Trie, often known as “Prefix Trees,” is a tree-like data structure that has shown to be highly effective in solving string-related issues. Each node has the same number of pointers as to the number of characters in the alphabet. It may use the prefix of a word to look up that word in the dictionary.

If we suppose that all strings are made up of the letters a through z from the English alphabet, each trie node can contain a maximum of 26 points.

It provides fast retrieval and is mostly used for searching words in a dictionary, providing auto suggestions in a search engine, and even for IP routing.

9. Binary Search Trees

A binary Search Tree is a node-based binary tree data structure.

The properties of a Binary Search Tree are:

  • The left subtree of a node contains nodes with values lesser than the node’s value.
  • The right subtree of a node only contains nodes with values greater than the node’s value.

10. Heaps

A heap is a binary tree in which the parent nodes and their children are compared.

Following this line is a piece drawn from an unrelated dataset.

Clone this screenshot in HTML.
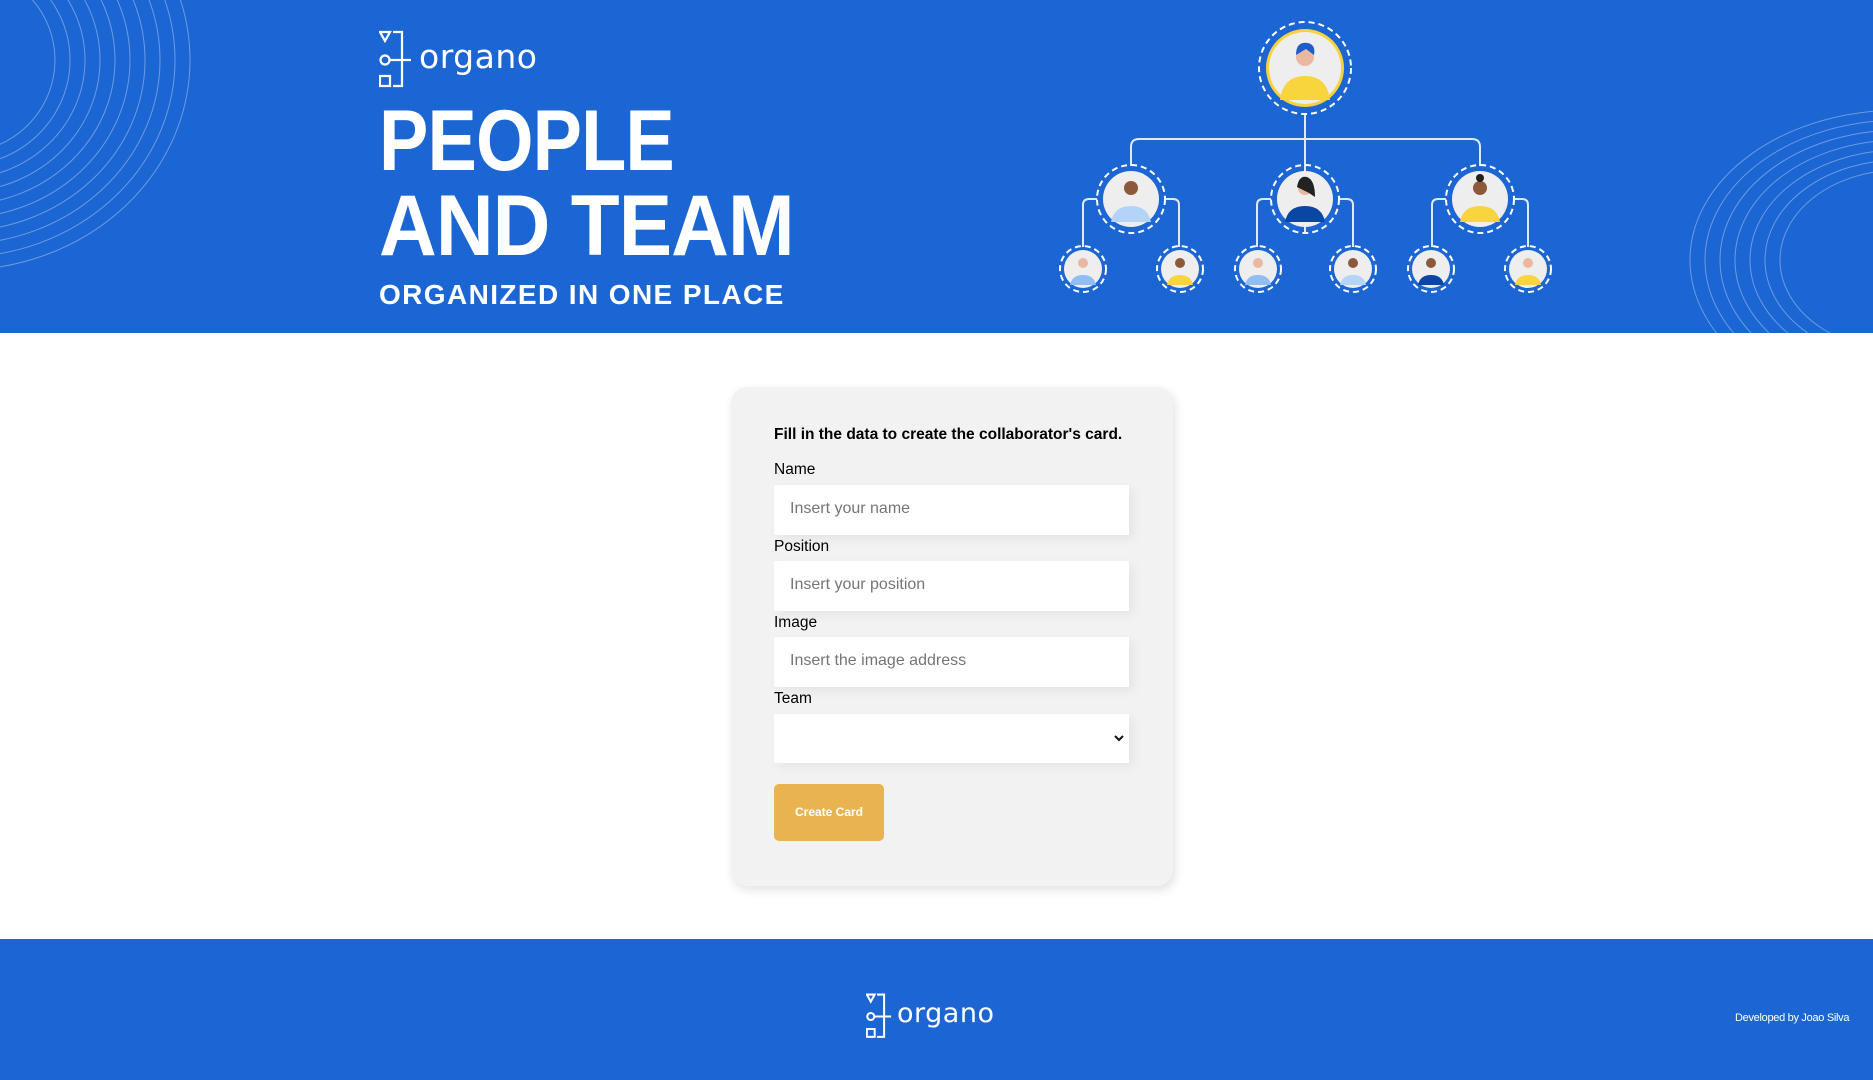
<!DOCTYPE html>
<html><head><meta charset="utf-8"><style>
*{margin:0;padding:0;box-sizing:border-box}
body{width:1873px;height:1080px;overflow:hidden;background:#fff;font-family:"Liberation Sans",sans-serif;position:relative}
.hdr{position:absolute;left:0;top:0;width:1873px;height:333px;background:#1c66d3;overflow:hidden}
.ftr{position:absolute;left:0;top:939px;width:1873px;height:141px;background:#1c66d3}
.logo{position:absolute;color:#fff;font-family:"DejaVu Sans","Liberation Sans",sans-serif}
.h1{position:absolute;left:379px;color:#fff;font-weight:bold;font-size:86px;letter-spacing:-1px;line-height:1;transform-origin:0 0;white-space:nowrap}
.sub{position:absolute;left:379px;top:279px;color:#fff;font-weight:bold;font-size:28px;letter-spacing:1.4px;white-space:nowrap}
.card{position:absolute;left:731px;top:387px;width:442px;height:499px;background:#f2f2f2;border-radius:16px;box-shadow:2px 4px 10px rgba(0,0,0,.12)}
.t{position:absolute;left:43px;font-size:15.5px;color:#000}
.in{position:absolute;left:43px;width:355px;height:50px;background:#fff;box-shadow:4px 4px 10px rgba(0,0,0,.06);font-size:16px;color:#757575;padding:15px 0 0 16px}
.btn{position:absolute;left:43px;top:397px;width:110px;height:57px;background:#e9b44f;border-radius:5px;color:#fff;font-weight:bold;font-size:12px;text-align:center;line-height:57px}
</style></head><body>
<div class="hdr">
<svg width="1873" height="333" style="position:absolute;left:0;top:0">
<g fill="none" stroke="#fff" stroke-opacity=".35" stroke-width="1">
<ellipse cx="-40" cy="60" rx="230" ry="210"/><ellipse cx="-40" cy="60" rx="215" ry="197"/><ellipse cx="-40" cy="60" rx="200" ry="184"/><ellipse cx="-40" cy="60" rx="185" ry="171"/><ellipse cx="-40" cy="60" rx="170" ry="158"/><ellipse cx="-40" cy="60" rx="155" ry="145"/><ellipse cx="-40" cy="60" rx="140" ry="132"/><ellipse cx="-40" cy="60" rx="125" ry="119"/><ellipse cx="-40" cy="60" rx="110" ry="106"/><ellipse cx="-40" cy="60" rx="95" ry="93"/>
<ellipse cx="1900" cy="260" rx="210" ry="150"/><ellipse cx="1900" cy="260" rx="195" ry="140"/><ellipse cx="1900" cy="260" rx="180" ry="130"/><ellipse cx="1900" cy="260" rx="165" ry="120"/><ellipse cx="1900" cy="260" rx="150" ry="110"/><ellipse cx="1900" cy="260" rx="135" ry="100"/><ellipse cx="1900" cy="260" rx="120" ry="90"/>
</g>
<g fill="none" stroke="#dfe9fb" stroke-width="2">
<path d="M1305 114V232M1131 166V147q0-8 8-8H1472q8 0 8 8v19"/>
<path d="M1097 199h-8q-6 0-6 6v42M1165 199h8q6 0 6 6v42M1271 199h-8q-6 0-6 6v42M1339 199h8q6 0 6 6v42M1446 199h-8q-6 0-6 6v42M1514 199h8q6 0 6 6v42"/>
</g>
<g fill="none" stroke="#fff" stroke-width="2" stroke-dasharray="6 4">
<circle cx="1305" cy="68" r="46"/>
<circle cx="1131" cy="199" r="34"/><circle cx="1305" cy="199" r="34"/><circle cx="1480" cy="199" r="34"/>
<circle cx="1083" cy="269" r="23"/><circle cx="1180" cy="269" r="23"/><circle cx="1258" cy="269" r="23"/><circle cx="1353" cy="269" r="23"/><circle cx="1431" cy="269" r="23"/><circle cx="1528" cy="269" r="23"/>
</g>
<circle cx="1305" cy="68" r="39" fill="#f7d23a"/><circle cx="1305" cy="68" r="36" fill="#eeeeee"/>
<path d="M1280 100q3-24 25-24t25 24z" fill="#f8d43d"/><circle cx="1305" cy="57" r="9" fill="#eab8a0"/><path d="M1296 55q0-14 12-12q8 2 6 12l-8-6z" fill="#1d5ec9"/>
<g fill="#eeeeee"><circle cx="1131" cy="199" r="28"/><circle cx="1305" cy="199" r="28"/><circle cx="1480" cy="199" r="28"/>
<circle cx="1083" cy="269" r="19"/><circle cx="1180" cy="269" r="19"/><circle cx="1258" cy="269" r="19"/><circle cx="1353" cy="269" r="19"/><circle cx="1431" cy="269" r="19"/><circle cx="1528" cy="269" r="19"/></g>
<g><path d="M1111 222q3-16 20-16t20 16z" fill="#b3d4f7"/><circle cx="1131" cy="188" r="7" fill="#8c5a3a"/>
<path d="M1285 222q3-16 20-16t20 16z" fill="#0a47a5"/><circle cx="1305" cy="188" r="7" fill="#eab8a0"/><path d="M1297 187q2-12 10-10q8 3 8 20l-6-4z" fill="#222"/>
<path d="M1460 222q3-16 20-16t20 16z" fill="#f8d43d"/><circle cx="1480" cy="188" r="7" fill="#8c5a3a"/><circle cx="1480" cy="178" r="4" fill="#222"/>
<path d="M1070 285q2-10 13-10t13 10z" fill="#8fbdf4"/><circle cx="1083" cy="263" r="5" fill="#eab8a0"/>
<path d="M1167 285q2-10 13-10t13 10z" fill="#f8d43d"/><circle cx="1180" cy="263" r="5" fill="#8c5a3a"/>
<path d="M1245 285q2-10 13-10t13 10z" fill="#8fbdf4"/><circle cx="1258" cy="263" r="5" fill="#eab8a0"/>
<path d="M1340 285q2-10 13-10t13 10z" fill="#b3d4f7"/><circle cx="1353" cy="263" r="5" fill="#8c5a3a"/>
<path d="M1418 285q2-10 13-10t13 10z" fill="#0a47a5"/><circle cx="1431" cy="263" r="5" fill="#8c5a3a"/>
<path d="M1515 285q2-10 13-10t13 10z" fill="#f8d43d"/><circle cx="1528" cy="263" r="5" fill="#eab8a0"/></g>
</svg>
<svg class="logo" style="left:379px;top:30px" width="33" height="60" viewBox="0 0 33 60" fill="none" stroke="#fff" stroke-width="2.2">
<path d="M1 2h10L6 11z"/><path d="M14 2h9v54h-9"/><circle cx="6" cy="30" r="4.5"/><path d="M11 30h21"/><rect x="1" y="46" width="10" height="10"/>
</svg>
<div class="logo" style="left:419px;top:37px;font-size:33px;letter-spacing:0.5px">organo</div>
<div class="h1" style="top:98px;transform:scaleX(0.86)">PEOPLE</div>
<div class="h1" style="top:183px;transform:scaleX(0.93)">AND TEAM</div>
<div class="sub">ORGANIZED IN ONE PLACE</div>
</div>
<div class="card">
<div class="t" style="top:39px;font-weight:bold">Fill in the data to create the collaborator's card.</div>
<div class="t" style="top:74px">Name</div>
<div class="in" style="top:98px">Insert your name</div>
<div class="t" style="top:151px">Position</div>
<div class="in" style="top:174px">Insert your position</div>
<div class="t" style="top:227px">Image</div>
<div class="in" style="top:250px">Insert the image address</div>
<div class="t" style="top:303px">Team</div>
<div class="in" style="top:327px;height:49px"><svg style="position:absolute;right:5px;top:20px" width="10" height="8" viewBox="0 0 10 8"><path d="M1 2l4 4 4-4" fill="none" stroke="#111" stroke-width="2"/></svg></div>
<div class="btn">Create Card</div>
</div>
<div class="ftr">
<svg class="logo" style="left:866px;top:54px" width="26" height="47" viewBox="0 0 33 60" fill="none" stroke="#fff" stroke-width="2.6">
<path d="M1 2h10L6 11z"/><path d="M14 2h9v54h-9"/><circle cx="6" cy="30" r="4.5"/><path d="M11 30h21"/><rect x="1" y="46" width="10" height="10"/>
</svg>
<div class="logo" style="left:897px;top:59px;font-size:27px;letter-spacing:0.5px">organo</div>
<div style="position:absolute;left:1735px;top:73px;color:#fff;font-size:11px;letter-spacing:-0.3px">Developed by Joao Silva</div>
</div>
</body></html>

As a result, the values within the nodes can be organized in any way that is needed.

Binary arrays, as well as trees, can be used to represent heaps.

There are two different types of Heaps:

  • Min-Heap: The value of the root node must be less than or equal among all values present at all of its children and the same should apply recursively for every subtree present in the tree.
  • Max Heap: The value of the root node must be more than or equal among all values present at all of its children and the same should apply recursively for every subtree present in the tree.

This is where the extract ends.